リビングストン発見記
ふだんなら読むような類の本ではないのに、ひょんな気紛れから読み始めて、つい一気に読んでしまいました。「緑の魔界の探検者」(H・M・スタンリー)。
小学館の地球人ライブラリーという、歴史ものノンフィクションものを子供向け(高校生以上向け?)に抄訳したシリーズの1冊です。主人公はアメリカの新聞記者スタンリー。彼がアフリカ東海岸のザンジバルからタンガニーカ湖まで、当時まだ未開のアフリカ大陸に分け入っていく苦難の物語。その目的は、中央アフリカの奥地で消息を絶った著名な探検家リビングストン博士を探すため。そう、世界史の教科書でも有名なリビングストンとスタンリーの劇的な出会いのお話です。

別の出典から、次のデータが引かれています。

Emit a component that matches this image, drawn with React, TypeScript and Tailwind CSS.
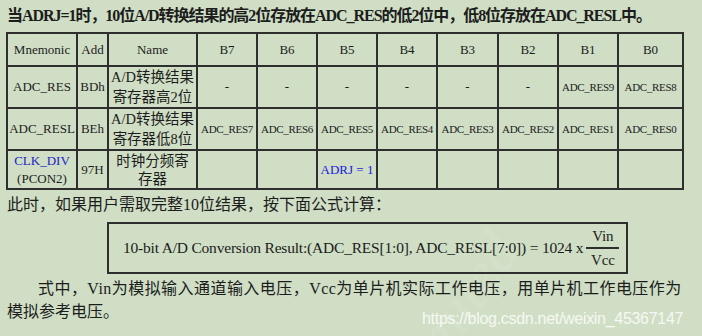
import React from "react";

const serif = { fontFamily: '"Liberation Serif", "Noto Sans CJK SC", serif' };

const cell = "border-2 border-[#2e2e2e] text-center align-middle p-0";

export default function App() {
  const bits = ["B7", "B6", "B5", "B4", "B3", "B2", "B1", "B0"];
  return (
    <div
      className="relative w-[702px] h-[336px] overflow-hidden bg-[#cfdec4] text-[#1c1c1c]"
      style={serif}
    >
      <div
        className="absolute left-[400px] top-[345px] text-[60px] italic text-white/10 -rotate-[55deg] origin-left"
        style={{ fontFamily: '"Liberation Serif", serif' }}
      >
        Limited
      </div>

      <div className="relative pl-[7px] pt-[6px] text-[16px] leading-[20px] font-semibold tracking-[-1.05px]">
        当ADRJ=1时，10位A/D转换结果的高2位存放在ADC_RES的低2位中，低8位存放在ADC_RESL中。
      </div>

      <table className="relative ml-[6px] mt-[6px] border-collapse table-fixed w-[676px]">
        <colgroup>
          <col className="w-[70px]" />
          <col className="w-[31px]" />
          <col className="w-[89px]" />
          <col className="w-[60px]" />
          <col className="w-[60px]" />
          <col className="w-[60px]" />
          <col className="w-[60px]" />
          <col className="w-[61px]" />
          <col className="w-[60px]" />
          <col className="w-[60px]" />
          <col className="w-[65px]" />
        </colgroup>
        <tbody>
          <tr className="h-[33px] text-[13px]">
            <td className={cell}>Mnemonic</td>
            <td className={cell}>Add</td>
            <td className={cell}>Name</td>
            {bits.map((b) => (
              <td key={b} className={cell}>
                {b}
              </td>
            ))}
          </tr>
          <tr className="h-[41px] text-[13px]">
            <td className={cell}>ADC_RES</td>
            <td className={cell}>BDh</td>
            <td className={`${cell} text-[14.5px] leading-[20px]`}>
              A/D转换结果
              <br />
              寄存器高2位
            </td>
            {["-", "-", "-", "-", "-", "-"].map((v, i) => (
              <td key={i} className={cell}>
                {v}
              </td>
            ))}
            <td className={`${cell} text-[11px] tracking-[-0.3px]`}>ADC_RES9</td>
            <td className={`${cell} text-[11px] tracking-[-0.3px]`}>ADC_RES8</td>
          </tr>
          <tr className="h-[40px] text-[13px]">
            <td className={cell}>ADC_RESL</td>
            <td className={cell}>BEh</td>
            <td className={`${cell} text-[14.5px] leading-[20px]`}>
              A/D转换结果
              <br />
              寄存器低8位
            </td>
            {[7, 6, 5, 4, 3, 2, 1, 0].map((n) => (
              <td key={n} className={`${cell} text-[11px] tracking-[-0.3px]`}>
                ADC_RES{n}
              </td>
            ))}
          </tr>
          <tr className="h-[37px] text-[13px]">
            <td className={`${cell} leading-[18px]`}>
              <span className="text-[#2323c8]">CLK_DIV</span>
              <br />
              (PCON2)
            </td>
            <td className={cell}>97H</td>
            <td className={`${cell} text-[14.5px] leading-[18px] align-top pt-[1px]`}>
              时钟分频寄
              <br />
              存器
            </td>
            <td className={cell}></td>
            <td className={cell}></td>
            <td className={`${cell} text-[#1a1ae0]`}>ADRJ = 1</td>
            <td className={cell}></td>
            <td className={cell}></td>
            <td className={cell}></td>
            <td className={cell}></td>
            <td className={cell}></td>
          </tr>
        </tbody>
      </table>

      <div className="relative pl-[7px] mt-[5px] text-[16px] leading-[20px]">
        此时，如果用户需取完整10位结果，按下面公式计算：
      </div>

      <div className="relative ml-[107px] mt-[7px] w-[521px] h-[52px] border-2 border-[#2e2e2e] flex items-center pl-[14px] text-[15.5px] tracking-[-0.2px]">
        <span>10-bit A/D Conversion Result:(ADC_RES[1:0], ADC_RESL[7:0]) = 1024 x</span>
        <span className="ml-[3px] flex flex-col items-center text-[15px] leading-[15px]">
          <span className="px-[6px] pb-[3px] border-b-2 border-[#2e2e2e]">Vin</span>
          <span className="pt-[4px]">Vcc</span>
        </span>
      </div>

      <div className="relative px-[7px] mt-[3px] text-[16px] leading-[23px]">
        <div className="pl-[31px] tracking-[0.45px]">
          式中，Vin为模拟输入通道输入电压，Vcc为单片机实际工作电压，用单片机工作电压作为
        </div>
        <div>模拟参考电压。</div>
      </div>

      <div
        className="absolute left-[422px] top-[307px] text-[16px] text-white/80 tracking-[-0.3px]"
        style={{ fontFamily: '"Liberation Sans", Arial, sans-serif' }}
      >
        https://blog.csdn.net/weixin_45367147
      </div>
    </div>
  );
}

ボリューム的にかなり端折った翻訳のようですが、苦難の旅の様子は十分伝わります。とはいっても、スタンリーは博士に出会ったときに備えて祝杯用のシャンパンのボトルとそれ用の銀のグラスまでわざわざ用意して行ったような旅ですから、悲壮感などは感じません。
そしてこれは全くの偶然なのですが、彼らが出会った1871年11月10日のシーンを含めて読了したのが昨夜遅くの日付が変わった夜中すなわち今日。そしてその時気づいたのが「ちょうど137年前の今日、リビングストンとスタンリーは出会ったのか!」。
Google Earth でタンガニーカ湖畔の二人が出会ったウジジという町を眺めると、21世紀の今日では住宅が整然と建ち並ぶ開けた地域のようです。リビングストンやスタンリーのキャラバン隊が数ヶ月歩いてようやく到達した道のりを、はるか離れた極東の地のデスクに置かれたモニター上で一瞬のうちに辿ることのできる現代。100年以上の時の流れといいますか、文明の発達のものすごい速度に、ため息が出てしまいます。